House Republicans are getting the same Geithner “sky is falling” treatment this week over the debt ceiling. The Administration is quite fond of emergency rationales in foreign affairs as well. Where process threatens order, it must accede to stability.

Stability is Destabilizing

Stability may be quite tempting in the short term. But, as Hyman Minsky observed in a related context, “stability is destabilizing.” How better to tempt our Wall Street nontrepreneurs to cut corners, betray trust, and misrepresent tail risk than to assure that there are no serious consequences for those who did it the last time?

Bill Black, an Associate Professor of Economics and Law at the University of Missouri-Kansas City, is deeply disturbed by these developments. He is no mere ivory tower academic; he worked extensively on the S&L crisis, and has a deep understanding of the criminological, accounting, and legal literatures that have developed out of it. He is incredulous at the lack of sustained government attention to problems revealed in court after court, document after document, report after report:

[Geithner’s “elite frauds go free” doctrine] . . . represents the intersection of the curves of injustice and stupidity at their respective maxima. . . . It is stupidity of truly epic proportions to leave felons in charge of banks. Doing so cannot stabilize a financial system – it is certain to cause recurrent, intensifying crises. When I was a regulator during a financial crisis our agency’s top priority was to prevent frauds from controlling S&Ls. Our second priority was to support the prosecution of those fraudulent leaders.

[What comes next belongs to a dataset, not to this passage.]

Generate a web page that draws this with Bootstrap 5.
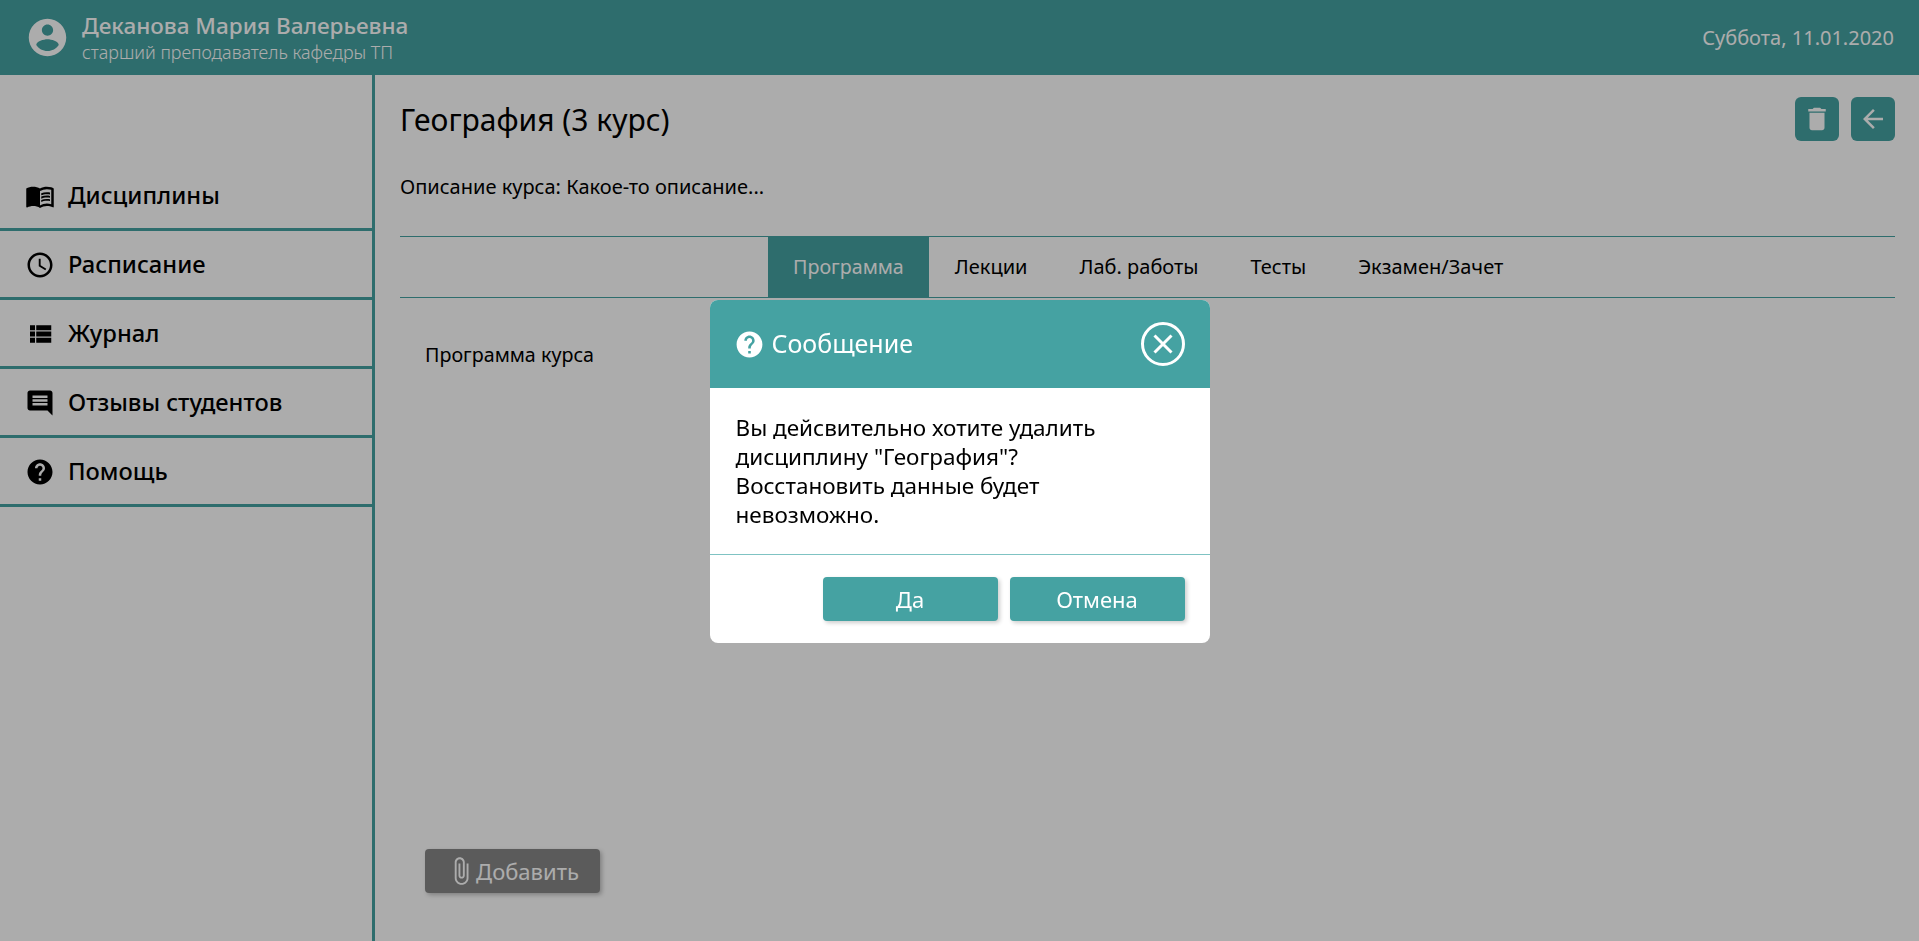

The injustice of Geithner’s “elite frauds go free” doctrine is every bit as extreme as the stupidity of believing that giving fraudulent CEOs de facto immunity is the road to financial stability. It is a travesty that I have to defend the importance of integrity and justice. No nation can be great if it allows its elites to loot with impunity and prosecutes its whistleblowers. Geithner is destroying the things that made America great. He did so as part of Bush’s wrecking crew and he is doing so now as part of Obama’s wrecking crew.

So we continue to build toward another crisis. Bank executives will capture the upside of whatever “innovations” they can devise, leaving a distended Fed to pick up the pieces with new TALFs, TARPs, TLGPs, and secret discount windows. Perhaps that is why a major university is now taking delivery of $1 billion in physical gold. As Diane Coyle observes in the introduction of her book, The Economics of Enough, “The financial system is the pinnacle of the trust on which all economies and all societies have to operate—and that trust almost evaporated” in 2008. It is rapidly dissipating again.

Image Credit: Chrisafer.


 April 17, 2011 at 4:14 pm   Posted in: Accounting, Criminal Law, Financial Institutions   Print This Post Print This Post

Responses (3)

  1. john chung - April 18, 2011 at 6:08 pm

    I still don’t understand why so few people care about this.

  2. Frank - April 18, 2011 at 7:06 pm

    I share your concern. I was listening to a recent “On the Media” NPR episode from Cairo, and one interviewee commented that she barely gets any news from mainstream sources. She just has a group of people on Facebook and Twitter who, like her, are extremely concerned about military trials of civilians and other abuses. When a critical mass of them express enough concern about some particular situation, they can occasionally get a lethargic establishment to make some kind of response.

    I have a sense that citizens in the US, too, will have to build up alternative information networks via social media, blogs, etc. It’s a thin reed of hope, but it is something.

  3. Shag from Brookline - April 19, 2011 at 7:09 am

    Many may look upon this as a lottery and they some day hope to hit the jackpot themselves, for which they would not want to be punished.